If the publisher follows these procedures after receiving a retraction request (or the plaintiff fails to ask for a retraction under the terms in the statute), the plaintiff’s ability to recover damages will be limited if the claim succeeds.
He or she can recover only for his or her actual economic losses and will not be able to recover general damages (e.g., loss of reputation generally) or punitive damages. The statute also limits damages if the publisher runs the correction before receiving the retraction demand.
As another example, Washington’s law requires plaintiffs to request a correction or clarification before filing a lawsuit.
If they do not, they cannot recover reputational or presumed damages at trial. The statute applies not just to defamation lawsuits, but to any claim targeted at an allegedly false statement. And perhaps most notably — unlike most state retraction laws — it expressly applies to all electronic publications. For defendants, moreover, the process is voluntary.
Under the law, a request for a correction or clarification is timely and sufficient if it is made within the statute of limitations for a defamation claim, identifies the person making the request, and specifies
the allegedly false statement and why the requester believes it is defamatory or otherwise actionable.
If the publisher makes a timely and sufficient correction, the plaintiff may not recover reputational or presumed damages; damages are also limited if, upon request, the plaintiff refuses to disclose evidence of the statements’ falsity. The filing of a defamation lawsuit constitutes a request for correction or clarification.
A correction is timely and sufficient if made within 30 days of receipt of a request for correction or clarification or of evidence of falsity and if the correction meets certain specifications.
If a publisher misses this deadline, it may offer to settle the dispute after the filing of a lawsuit by publishing a correction and paying the prospective plaintiff’s reasonable attorneys’ fees incurred before publication of the correction or clarification.

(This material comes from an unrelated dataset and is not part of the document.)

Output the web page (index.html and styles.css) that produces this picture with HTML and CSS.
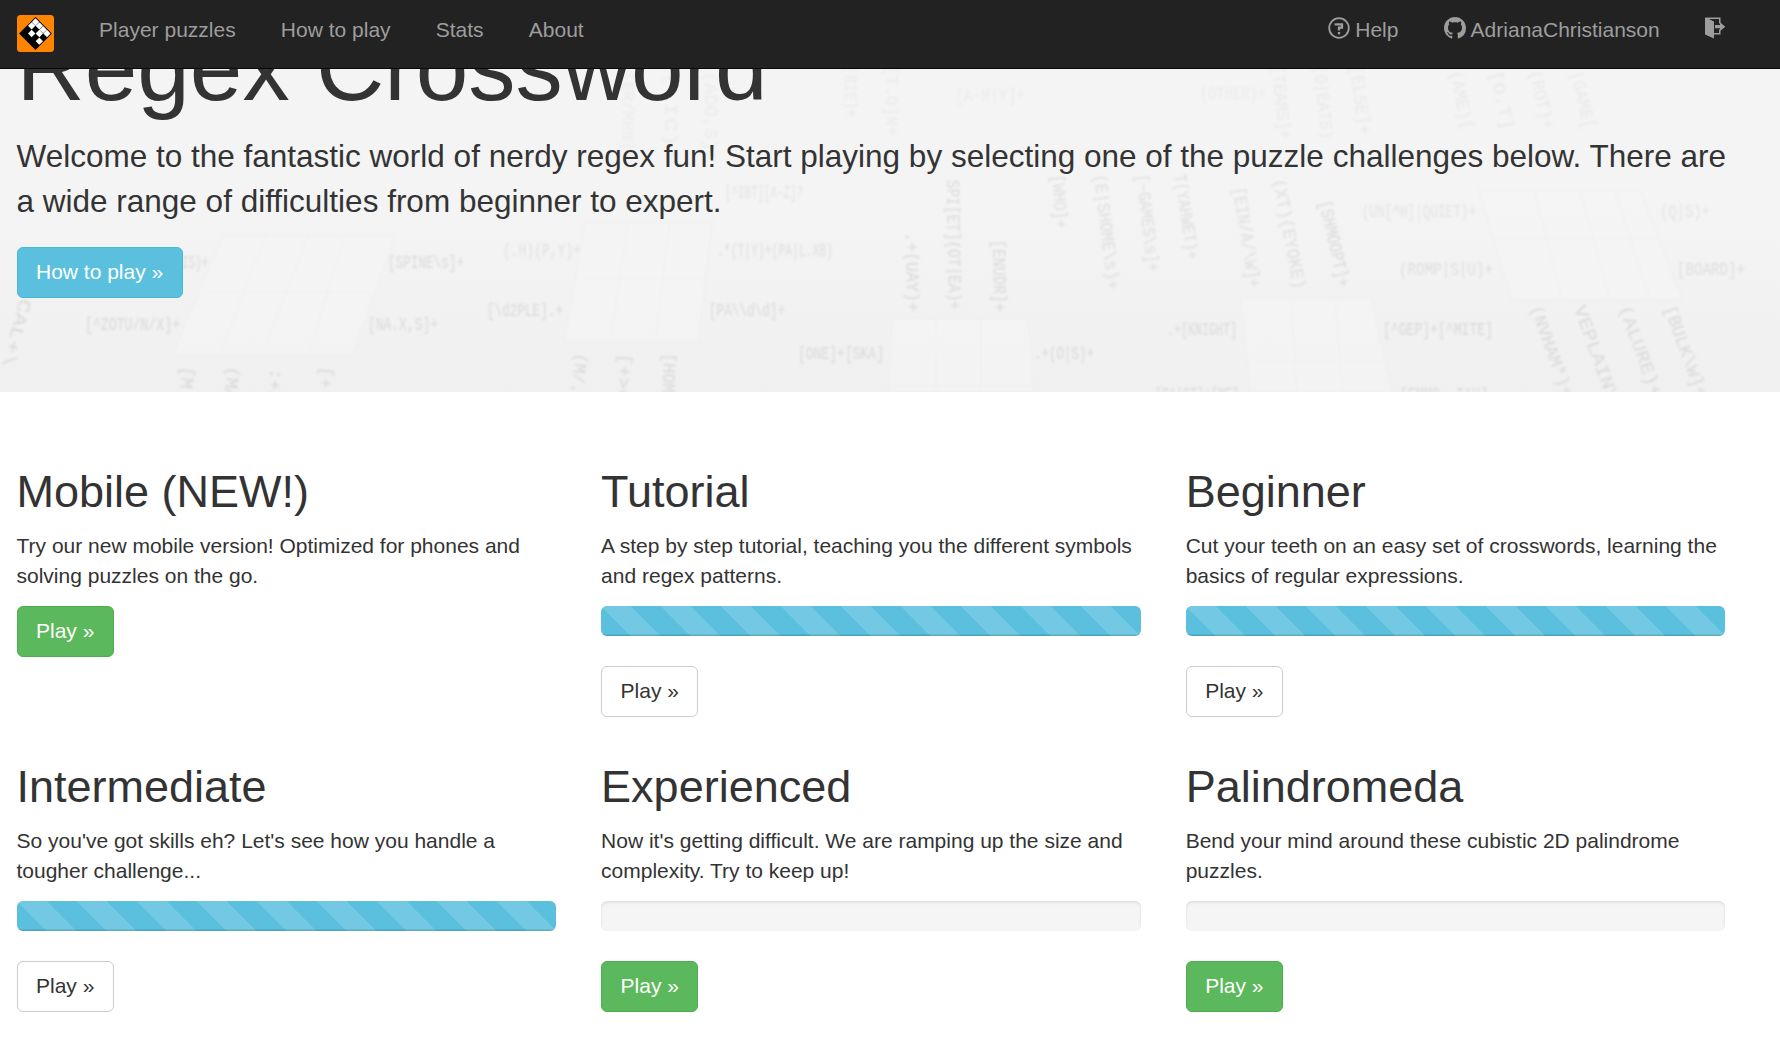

Ultimately, the decision to issue a correction or retraction should be reviewed carefully, especially if the request would be viewed as an admission of liability.
An attorney experienced in defamation law can provide guidance, including assessing the strength of the claim, whether your state has protections for issuing a correction, and how to follow procedures required under the law.
A journalist can never eliminate the risk of being sued for defamation. But ensuring the facts and presentation are accurate and not misleading will reduce the chances of a claim and potential damages — and increase the risk of winning if a claim was brought.